Data provided:
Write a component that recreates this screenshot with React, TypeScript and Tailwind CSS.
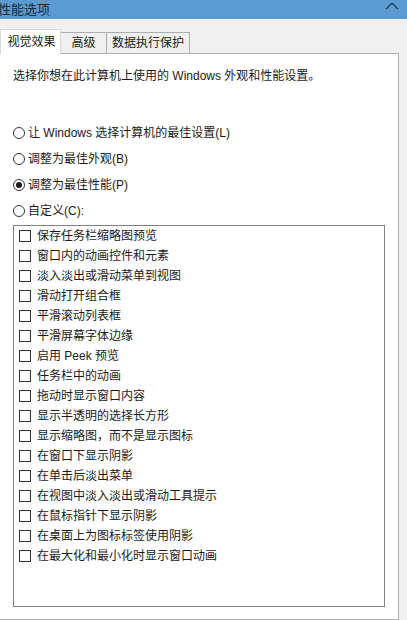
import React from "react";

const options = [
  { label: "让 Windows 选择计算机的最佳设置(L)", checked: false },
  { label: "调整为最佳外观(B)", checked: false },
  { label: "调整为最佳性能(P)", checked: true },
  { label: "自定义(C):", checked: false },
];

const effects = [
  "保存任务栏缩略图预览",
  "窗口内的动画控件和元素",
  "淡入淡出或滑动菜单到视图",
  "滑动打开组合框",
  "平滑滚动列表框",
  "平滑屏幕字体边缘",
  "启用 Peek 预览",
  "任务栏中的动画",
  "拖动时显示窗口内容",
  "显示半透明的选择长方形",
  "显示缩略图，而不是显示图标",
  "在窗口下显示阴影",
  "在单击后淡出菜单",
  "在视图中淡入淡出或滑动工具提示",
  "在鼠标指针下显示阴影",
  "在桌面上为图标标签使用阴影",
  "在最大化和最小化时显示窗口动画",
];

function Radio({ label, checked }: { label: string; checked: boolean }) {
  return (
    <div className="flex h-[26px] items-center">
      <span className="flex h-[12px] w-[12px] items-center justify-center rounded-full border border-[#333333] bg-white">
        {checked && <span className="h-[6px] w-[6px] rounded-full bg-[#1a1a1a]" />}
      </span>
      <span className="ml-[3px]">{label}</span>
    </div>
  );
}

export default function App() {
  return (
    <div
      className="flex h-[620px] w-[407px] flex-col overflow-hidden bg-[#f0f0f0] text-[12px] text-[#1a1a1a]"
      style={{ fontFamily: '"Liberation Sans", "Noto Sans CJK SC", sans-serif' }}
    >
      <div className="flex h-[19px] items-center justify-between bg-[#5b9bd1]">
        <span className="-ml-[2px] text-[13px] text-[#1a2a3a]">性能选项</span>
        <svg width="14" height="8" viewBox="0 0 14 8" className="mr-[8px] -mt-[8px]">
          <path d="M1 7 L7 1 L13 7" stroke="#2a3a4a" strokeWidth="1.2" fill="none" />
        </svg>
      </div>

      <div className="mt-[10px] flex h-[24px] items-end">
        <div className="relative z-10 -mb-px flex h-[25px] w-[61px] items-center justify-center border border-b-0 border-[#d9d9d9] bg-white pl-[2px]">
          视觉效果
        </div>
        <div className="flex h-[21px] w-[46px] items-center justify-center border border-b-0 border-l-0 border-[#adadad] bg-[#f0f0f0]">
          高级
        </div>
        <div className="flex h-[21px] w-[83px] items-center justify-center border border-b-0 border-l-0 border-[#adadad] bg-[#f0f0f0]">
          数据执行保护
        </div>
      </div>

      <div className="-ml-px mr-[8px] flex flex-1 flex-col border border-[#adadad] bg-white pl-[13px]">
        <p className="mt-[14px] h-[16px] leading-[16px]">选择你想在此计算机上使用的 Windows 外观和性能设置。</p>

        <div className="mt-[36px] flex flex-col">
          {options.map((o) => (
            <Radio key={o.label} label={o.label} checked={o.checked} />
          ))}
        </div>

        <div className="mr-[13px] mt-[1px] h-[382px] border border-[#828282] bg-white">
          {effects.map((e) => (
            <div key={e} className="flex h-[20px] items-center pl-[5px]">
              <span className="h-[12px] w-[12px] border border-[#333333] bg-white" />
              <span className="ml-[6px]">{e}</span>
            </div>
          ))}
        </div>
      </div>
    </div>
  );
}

The problem: Copy the listing over exactly, skipping the pictures it holds.

Written answer:
Write a component that recreates this screenshot with React, TypeScript and Tailwind CSS.
import React from "react";

const options = [
  { label: "让 Windows 选择计算机的最佳设置(L)", checked: false },
  { label: "调整为最佳外观(B)", checked: false },
  { label: "调整为最佳性能(P)", checked: true },
  { label: "自定义(C):", checked: false },
];

const effects = [
  "保存任务栏缩略图预览",
  "窗口内的动画控件和元素",
  "淡入淡出或滑动菜单到视图",
  "滑动打开组合框",
  "平滑滚动列表框",
  "平滑屏幕字体边缘",
  "启用 Peek 预览",
  "任务栏中的动画",
  "拖动时显示窗口内容",
  "显示半透明的选择长方形",
  "显示缩略图，而不是显示图标",
  "在窗口下显示阴影",
  "在单击后淡出菜单",
  "在视图中淡入淡出或滑动工具提示",
  "在鼠标指针下显示阴影",
  "在桌面上为图标标签使用阴影",
  "在最大化和最小化时显示窗口动画",
];

function Radio({ label, checked }: { label: string; checked: boolean }) {
  return (
    <div className="flex h-[26px] items-center">
      <span className="flex h-[12px] w-[12px] items-center justify-center rounded-full border border-[#333333] bg-white">
        {checked && <span className="h-[6px] w-[6px] rounded-full bg-[#1a1a1a]" />}
      </span>
      <span className="ml-[3px]">{label}</span>
    </div>
  );
}

export default function App() {
  return (
    <div
      className="flex h-[620px] w-[407px] flex-col overflow-hidden bg-[#f0f0f0] text-[12px] text-[#1a1a1a]"
      style={{ fontFamily: '"Liberation Sans", "Noto Sans CJK SC", sans-serif' }}
    >
      <div className="flex h-[19px] items-center justify-between bg-[#5b9bd1]">
        <span className="-ml-[2px] text-[13px] text-[#1a2a3a]">性能选项</span>
        <svg width="14" height="8" viewBox="0 0 14 8" className="mr-[8px] -mt-[8px]">
          <path d="M1 7 L7 1 L13 7" stroke="#2a3a4a" strokeWidth="1.2" fill="none" />
        </svg>
      </div>

      <div className="mt-[10px] flex h-[24px] items-end">
        <div className="relative z-10 -mb-px flex h-[25px] w-[61px] items-center justify-center border border-b-0 border-[#d9d9d9] bg-white pl-[2px]">
          视觉效果
        </div>
        <div className="flex h-[21px] w-[46px] items-center justify-center border border-b-0 border-l-0 border-[#adadad] bg-[#f0f0f0]">
          高级
        </div>
        <div className="flex h-[21px] w-[83px] items-center justify-center border border-b-0 border-l-0 border-[#adadad] bg-[#f0f0f0]">
          数据执行保护
        </div>
      </div>

      <div className="-ml-px mr-[8px] flex flex-1 flex-col border border-[#adadad] bg-white pl-[13px]">
        <p className="mt-[14px] h-[16px] leading-[16px]">选择你想在此计算机上使用的 Windows 外观和性能设置。</p>

        <div className="mt-[36px] flex flex-col">
          {options.map((o) => (
            <Radio key={o.label} label={o.label} checked={o.checked} />
          ))}
        </div>

        <div className="mr-[13px] mt-[1px] h-[382px] border border-[#828282] bg-white">
          {effects.map((e) => (
            <div key={e} className="flex h-[20px] items-center pl-[5px]">
              <span className="h-[12px] w-[12px] border border-[#333333] bg-white" />
              <span className="ml-[6px]">{e}</span>
            </div>
          ))}
        </div>
      </div>
    </div>
  );
}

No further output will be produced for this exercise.